The teachings of the Early Church Fathers may be considered when interpreting Scripture, however they should not be accorded any special weight, the pious opinions of the Reformers and contemporary Reformed authors, pastors and seminary professors should be considered at the same level as we do the Early Church Fathers. In fact I would give more weight to the theology of Reformers such as Luther and Calvin then I would the Early Church Fathers. Because we know the Reformation was a special movement used by God to get His Church back on the path of biblical truth and sound teaching. Personally, I value the theological opinions of the Puritans much more than I do the opinions of the Early Church Fathers! What the Puritans write resonates with me on a deep level. I don’t get that from reading most of the Early Church Fathers. I do with Augustine however, although he had substantial error in his teachings, nevertheless God enabled him to understand the Doctrines of Grace!

I repeat, we are absolutely not to regard non-apostolic writers of the first century and onward as a doctrinal authority. As we see in the early Church, in the book of Acts, Apostolic doctrine, now contained in the New Testament, is to be our focus; along with the Old testament; the Bible, which is our authority for faith and practice.

The Early Church Fathers have a diverse range of theological opinions, sometimes embraced heresy, and oftentimes contradict each other.

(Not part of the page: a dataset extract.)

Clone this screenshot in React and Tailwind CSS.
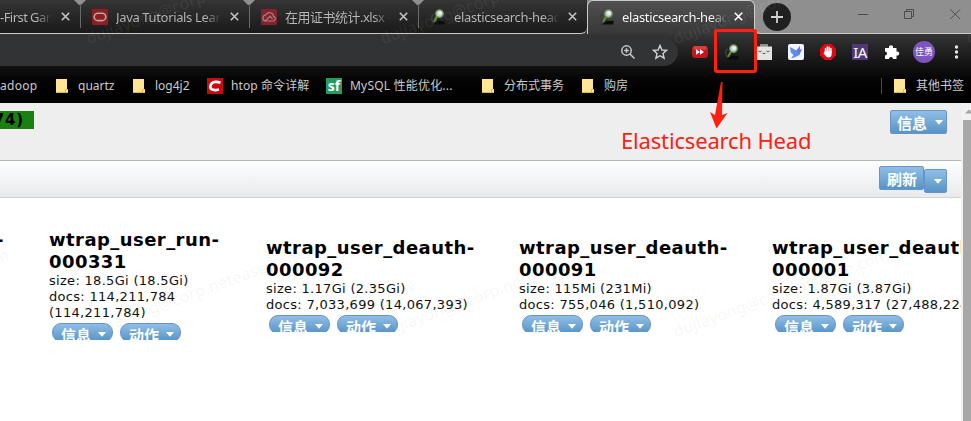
import React from "react";

const UI = "font-['Noto_Sans','Noto_Sans_CJK_SC',sans-serif]";

function CloseX({ bright }) {
  return (
    <svg className="h-[9px] w-[9px] shrink-0" viewBox="0 0 9 9">
      <path d="M0.800 0.800L8.200 8.200M8.200 0.800L0.800 8.200" stroke={bright ? "#fff" : "#c4c4c4"} strokeWidth="1.6" fill="none" />
    </svg>
  );
}

function Magnifier() {
  return (
    <svg className="h-4 w-4 shrink-0" viewBox="0 0 16 16">
      <path d="M4 5.500Q1.500 5.500 1.800 9T4 13.500" stroke="#3d3d3d" strokeWidth="1.5" fill="none" />
      <path d="M3 15.500L8 11.500L12 12L14.500 11.500V15.500Z" fill="#0b0b0b" />
      <path d="M7 7.500L4.500 12" stroke="#5b8b35" strokeWidth="2.2" strokeLinecap="round" />
      <circle cx="9.500" cy="4.600" r="3.800" fill="#b9d0c8" stroke="#6b8f4e" strokeWidth="1.2" />
      <circle cx="10" cy="4" r="2" fill="#e6f0f5" />
    </svg>
  );
}

function OracleIcon() {
  return (
    <svg className="h-4 w-4 shrink-0" viewBox="0 0 16 16">
      <rect width="16" height="16" rx="1" fill="#901d22" />
      <rect x="2.2" y="4.2" width="11.6" height="7.4" rx="3.7" fill="none" stroke="#b7a6a6" strokeWidth="1.6" />
    </svg>
  );
}

function CloudIcon() {
  return (
    <svg className="h-4 w-4 shrink-0" viewBox="0 0 16 16">
      <rect width="16" height="16" rx="1.5" fill="#84222e" />
      <path d="M4 12H12.2A2.4 2.4 0 0 0 12.5 7.3A4 4 0 0 0 5 5.8A3.2 3.2 0 0 0 4 12L9 7.3L11.5 9.7" fill="none" stroke="#ad7f85" strokeWidth="1.2" />
    </svg>
  );
}

function Tab({ icon, label, spacing }) {
  return (
    <div className="relative flex h-[33px] w-[169px] shrink-0 items-center pl-[12px]">
      {icon}
      <div className={"ml-[8px] w-[105px] shrink-0 overflow-hidden whitespace-nowrap bg-linear-to-r from-[#b8b8b8] from-85% to-[#2a2a2a] bg-clip-text text-[13px] leading-[18px] text-transparent " + spacing}>
        {label}
      </div>
      <div className="ml-[9px]"><CloseX /></div>
    </div>
  );
}

function Separator({ className }) {
  return (
    <svg className={"absolute top-0 h-[28px] w-[12px] " + className} viewBox="0 0 12 28">
      <path d="M0 0H12L7 5H5Z" fill="#909090" />
      <path d="M6.5 4V28" stroke="#696969" />
    </svg>
  );
}

function Folder() {
  return (
    <svg className="h-[14px] w-3 shrink-0" viewBox="0 0 12 14">
      <path d="M0 0H11V10H12V14H0Z" fill="#ffe594" />
      <path d="M0 13.5H12M9.5 13V10.5H11.5" stroke="#dfb93e" fill="none" />
    </svg>
  );
}

function Bookmark({ icon, label, width, spacing }) {
  return (
    <div className={"flex shrink-0 items-center " + width}>
      {icon}
      <span className={"whitespace-nowrap text-[12px] leading-4 text-[#cbcbcb] " + spacing}>{label}</span>
    </div>
  );
}

function TopTabs() {
  return (
    <div className="relative flex h-[34px] bg-[#8f8f8f]">
      <div className="absolute bottom-0 left-[575px] h-[12px] w-[24px] bg-[#373737]" />
      <div className="relative flex h-[34px] w-[587px] overflow-hidden rounded-br-[6px] border-b border-[#c9cbc9] bg-linear-to-b from-[#353535] to-[#1a1a1a]">
        <div className="flex w-[80px] shrink-0 items-center">
          <div className="w-[52px] overflow-hidden whitespace-nowrap bg-linear-to-r from-[#b8b8b8] from-70% to-[#2a2a2a] bg-clip-text text-[13px] leading-[18px] tracking-[-0.55px] text-transparent">-First Garbage</div>
          <div className="ml-[9px]"><CloseX /></div>
        </div>
        <Tab icon={<OracleIcon />} label="Java Tutorials Learn" spacing="tracking-[-0.35px]" />
        <Tab icon={<CloudIcon />} label="在用证书统计.xlsx - " spacing="tracking-[-0.5px]" />
        <Tab icon={<Magnifier />} label="elasticsearch-head" spacing="tracking-[-0.35px]" />
        <Separator className="left-[74px]" />
        <Separator className="left-[243px]" />
        <Separator className="left-[412px]" />
      </div>
      <div className="relative flex h-[34px] w-[168px] items-center rounded-t-[6px] border-t border-r border-l border-[#c9cbc9] bg-linear-to-b from-[#515151] to-[#373737] pb-[2px] pl-[11px]">
        <Magnifier />
        <div className="ml-[7px] w-[105px] shrink-0 overflow-hidden whitespace-nowrap bg-linear-to-r from-white from-85% to-[#454545] bg-clip-text text-[13px] leading-[18px] tracking-[-0.35px] text-transparent">elasticsearch-head</div>
        <div className="ml-[7px]"><CloseX bright /></div>
      </div>
      <div className="flex h-[34px] flex-1 items-start rounded-bl-[6px] border-b border-[#c9cbc9] pt-[3px] pl-[8px]">
        <svg className="h-[28px] w-[28px]" viewBox="0 0 28 28">
          <circle cx="14" cy="14" r="14" fill="#202020" />
          <path d="M14 8V20M8 14H20" stroke="#d0d0d0" strokeWidth="1.8" />
        </svg>
        <svg className="ml-[66px] h-[12px] w-[104px] translate-y-[5px]" viewBox="0 0 104 12" fill="none" stroke="#4c4c4c">
          <path d="M1 6.5H11M93.500 1.500L103 11M103 1.500L93.500 11" />
          <path d="M47.500 3.500H54.500V10.500H47.500ZM49.500 3.500V1.500H56.500V8.500H54.500" />
        </svg>
      </div>
    </div>
  );
}

function Toolbar() {
  return (
    <div className="flex h-[36px] items-center">
      <div className="flex h-[28px] w-[678px] items-center rounded-r-full bg-[#323334]">
        <svg className="ml-[620px] h-[16px] w-[16px]" viewBox="0 0 16 16" fill="none" stroke="#c9c9c9" strokeWidth="1.5">
          <circle cx="6.500" cy="6.500" r="4.700" />
          <path d="M10 10L14.500 14.500M4.200 6.500H8.800M6.500 4.200V8.800" />
        </svg>
        <svg className="ml-[16px] h-[16px] w-[16px]" viewBox="0 0 16 16" fill="none" stroke="#d2d2d2" strokeWidth="1.4">
          <path d="M8 1.500L9.900 6L14.600 6.400L11 9.500L12.100 14.200L8 11.700L3.900 14.200L5 9.500L1.400 6.400L6.100 6Z" />
        </svg>
      </div>
      <svg className="ml-[14px] h-4 w-4" viewBox="0 0 16 16">
        <rect y="2" width="16" height="12" rx="3.500" fill="#c5161d" />
        <rect x="1" y="2" width="14" height="4" rx="2" fill="#dd3a40" />
        <path d="M4 5.200L8 8L4 10.800ZM8 5.200L12 8L8 10.800Z" fill="#fff" />
      </svg>
      <div className="ml-[16px]"><Magnifier /></div>
      <svg className="ml-[16px] h-4 w-4" viewBox="0 0 16 16">
        <path d="M4 0H12V3H16V16H0V3H4Z" fill="#8e8e8e" />
        <path d="M0 2.500H16V16H0Z" fill="#e4e4e4" />
        <path d="M2.500 7Q4 9 5.500 7M6.500 9Q8 10.500 9.500 9M10.500 7Q12 9 13.500 7" stroke="#555" fill="none" />
      </svg>
      <svg className="ml-[16px] h-4 w-4" viewBox="0 0 16 16">
        <rect width="16" height="16" rx="2" fill="#f1f5ff" />
        <path d="M2 3L8.500 6.500L12 2L11.800 6L14 5L11.500 11L7.500 13L3 14.500L5.500 11L2.800 8.500Z" fill="#5b8df5" />
        <path d="M8.500 6.500L12 2L11.800 6L14 5L11 10Z" fill="#7370df" />
      </svg>
      <svg className="ml-[16px] h-4 w-4" viewBox="0 0 16 16">
        <path d="M4.700 0H11.300L16 4.700V11.300L11.300 16H4.700L0 11.300V4.700Z" fill="#e30613" />
        <path d="M5.500 9V4.500M7.300 8V3M9.100 8V3.200M10.900 8.500V4.500" stroke="#fff" strokeWidth="1.500" strokeLinecap="round" />
        <path d="M4.800 7H11.700V10Q11.500 13.500 8.500 13.500Q6.500 13.500 5.300 11.500L3.300 9L4.500 8.500Z" fill="#fff" />
      </svg>
      <div className="ml-[16px] h-4 w-4 bg-[#4e3a7b] text-center font-['Noto_Sans',sans-serif] text-[15px] leading-[16px] tracking-[-0.5px] text-white">IA</div>
      <svg className="ml-[16px] h-4 w-4" viewBox="0 0 16 16">
        <path d="M1 4H5A2.100 2.100 0 1 1 9 4H12.500V7.500A2.100 2.100 0 1 1 12.500 11.500V15H9A2 2 0 1 0 5 15H1V11.500A2 2 0 1 0 1 7.500Z" fill="#fff" />
      </svg>
      <div className="ml-[13px] flex h-[22px] w-[22px] items-center justify-center rounded-full bg-[#7d55bd] text-[9px] text-white">佳勇</div>
      <svg className="ml-[19px] h-4 w-[5px]" viewBox="0 0 5 16" fill="#e8e8e8">
        <circle cx="2.500" cy="3" r="1.700" /><circle cx="2.500" cy="8" r="1.700" /><circle cx="2.500" cy="13" r="1.700" />
      </svg>
    </div>
  );
}

function Bookmarks() {
  return (
    <div className="flex h-[32px] items-center">
      <Bookmark label="adoop" width="w-[56px]" spacing="tracking-[0.3px]" />
      <Bookmark icon={<Folder />} label="quartz" width="w-[77px]" spacing="ml-[10px]" />
      <Bookmark icon={<Folder />} label="log4j2" width="w-[74px]" spacing="ml-[10px]" />
      <Bookmark
        icon={<svg className="h-4 w-4 shrink-0" viewBox="0 0 16 16"><rect width="16" height="16" fill="#c90a0a" /><path d="M13.500 4.600Q7 2.800 4.600 5.500Q2 9 4.500 11.200Q7 12.800 12 11.500" fill="none" stroke="#fff" strokeWidth="2.700" /></svg>}
        label="htop 命令详解" width="w-[119px]" spacing="ml-[8px] tracking-[0.1px]"
      />
      <Bookmark
        icon={<div className="h-4 w-4 shrink-0 bg-[#259b5f] text-center font-['Open_Sans',sans-serif] text-[14px] leading-[15px] font-bold text-white">sf</div>}
        label="MySQL 性能优化..." width="w-[156px]" spacing="ml-[8px] tracking-[0.2px]"
      />
      <Bookmark icon={<Folder />} label="分布式事务" width="w-[100px]" spacing="ml-[10px]" />
      <Bookmark icon={<Folder />} label="购房" width="w-[299px]" spacing="ml-[10px]" />
      <div className="h-4 w-px shrink-0 bg-[#4d4d4d]" />
      <Bookmark icon={<Folder />} label="其他书签" width="w-[77px] ml-[12px]" spacing="ml-[10px]" />
    </div>
  );
}

const BLUE = "border border-[#6a94c9] bg-linear-to-b from-[#90bfe6] to-[#5794c6] text-[15px] font-bold text-white ";

function Caret() {
  return (
    <svg className="h-[5px] w-[8px] shrink-0" viewBox="0 0 8 5"><path d="M0 0H8L4 4.800Z" fill="#fff" /></svg>
  );
}

function PillButton({ label }) {
  return (
    <div className={"flex h-[19px] w-[61px] shrink-0 items-start rounded-[9px] pl-[8px] " + BLUE}>
      <span className="w-[30px] translate-y-[2px] leading-[18px] whitespace-nowrap">{label}</span>
      <span className="mt-[8px] ml-[7px] flex"><Caret /></span>
    </div>
  );
}

function IndexCard({ name, lines, width, pad }) {
  return (
    <div className={"shrink-0 whitespace-nowrap font-['DejaVu_Sans',sans-serif] " + width + " " + pad}>
      <div className="text-[18px] leading-[22px] font-bold tracking-[0.44px] text-black">
        {name.map((n) => <div key={n}>{n}</div>)}
      </div>
      <div className="text-[13px] leading-[16px] tracking-[0.3px] text-[#111]">
        {lines.map((n) => <div key={n}>{n}</div>)}
      </div>
      <div className={"ml-[3px] mt-[2px] flex h-[17px] gap-[7px] overflow-hidden " + UI}>
        <PillButton label="信息" />
        <PillButton label="动作" />
      </div>
    </div>
  );
}

function Watermark({ className }) {
  return (
    <div className={"pointer-events-none absolute origin-bottom-left rotate-[-20deg] whitespace-nowrap text-[16px] leading-[20px] tracking-[0.2px] " + className}>
      dujiayong@corp.netease.com
    </div>
  );
}

export default function App() {
  return (
    <div className={"relative h-[421px] w-[971px] overflow-hidden bg-white " + UI}>
      <div className="h-[103px] bg-black">
        <TopTabs />
        <div className="h-[69px] bg-linear-to-b from-[#353535] via-[#0c0c0c] via-55% to-black">
          <Toolbar />
          <Bookmarks />
        </div>
      </div>

      <div className="flex h-[318px]">
        <div className="w-[961px] overflow-hidden">
          <div className="flex h-[58px] items-start justify-between border-b border-[#b7b7b7] bg-[#eee] pr-[14px]">
            <div className="mt-[8px] flex h-[18px] w-[34px] justify-end bg-[#1b8012] pr-[10px] font-['DejaVu_Sans',sans-serif] text-[15px] leading-[19px] font-bold tracking-[0.8px] whitespace-nowrap text-black">74)</div>
            <div className={"mt-[7px] flex h-[24px] w-[57px] items-center rounded-[2px] pl-[6px] " + BLUE}>
              <span className="w-[30px] translate-y-[1px] leading-[20px]">信息</span>
              <span className="ml-[8px] flex"><Caret /></span>
            </div>
          </div>
          <div className="flex h-[37px] items-start justify-end border-b border-[#ced4d8] bg-linear-to-b from-[#fdfefe] to-[#e8eaec] pr-[14px]">
            <div className={"mt-[5px] h-[24px] w-[45px] rounded-[2px] pl-[7px] leading-[24px] whitespace-nowrap " + BLUE}>刷新</div>
            <div className={"mt-[8px] flex h-[24px] w-[23px] items-center rounded-[2px] pl-[9px] " + BLUE}><Caret /></div>
          </div>
          <div className="flex items-start">
            <div className="w-[49px] shrink-0 overflow-hidden pt-[31px] font-['DejaVu_Sans',sans-serif] text-[18px] leading-[22px] font-bold"><div className="-ml-[4px]">-</div></div>
            <IndexCard width="w-[217px]" pad="pt-[31px]" name={["wtrap_user_run-", "000331"]} lines={["size: 18.5Gi (18.5Gi)", "docs: 114,211,784", "(114,211,784)"]} />
            <IndexCard width="w-[253px]" pad="pt-[39px]" name={["wtrap_user_deauth-", "000092"]} lines={["size: 1.17Gi (2.35Gi)", "docs: 7,033,699 (14,067,393)"]} />
            <IndexCard width="w-[253px]" pad="pt-[39px]" name={["wtrap_user_deauth-", "000091"]} lines={["size: 115Mi (231Mi)", "docs: 755,046 (1,510,092)"]} />
            <IndexCard width="w-[253px]" pad="pt-[39px]" name={["wtrap_user_deauth-", "000001"]} lines={["size: 1.87Gi (3.87Gi)", "docs: 4,589,317 (27,488,224)"]} />
          </div>
        </div>
        <div className="flex w-[10px] flex-col items-end overflow-hidden bg-[#f1f1f1]">
          <svg className="h-[17px] w-[8px]" viewBox="0 0 8 17"><path d="M2 10.500L6 6.500L8 8.500V10.500Z" fill="#a3a3a3" /></svg>
          <div className="w-[8px] flex-1 bg-[#a8a8a8]" />
        </div>
      </div>

      <Watermark className="top-[28px] left-[90px] text-white/8" />
      <Watermark className="top-[28px] left-[384px] text-white/8" />
      <Watermark className="top-[28px] left-[677px] text-white/8" />
      <Watermark className="top-[28px] left-[970px] text-white/8" />
      <Watermark className="top-[321px] left-[-203px] text-black/5" />
      <Watermark className="top-[321px] left-[90px] text-black/5" />
      <Watermark className="top-[321px] left-[384px] text-black/5" />
      <Watermark className="top-[321px] left-[677px] text-black/5" />

      <div className="absolute top-[29px] left-[714px] h-[44px] w-[43px] rounded-[3px] border-3 border-[#ff2010]" />
      <svg className="absolute top-[80px] left-[708px] h-[50px] w-[22px]" viewBox="0 0 22 50">
        <path d="M13 2H14.500L14 35L19.500 33L8.500 48.500L2 32L7 35Z" fill="#ff2010" />
      </svg>
      <div className="absolute top-[125px] left-[621px] text-[22px] leading-[30px] tracking-[-0.17px] whitespace-nowrap text-[#ff2010]">Elasticsearch Head</div>
    </div>
  );
}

They are no more learned or endowed with understanding of Scripture than godly men of other times in history. No special status should be granted to them. And certainly not the enormous weigh the Orthodox and Catholic churches grant them in defining doctrine.

As we have seen, the Early Church Fathers’ opinions can be useful, but we should not base doctrine on their fallible and oftentimes contradictory opinions. We should base doctrine solely on the infallible witness of the Scriptures! This is the solid ground!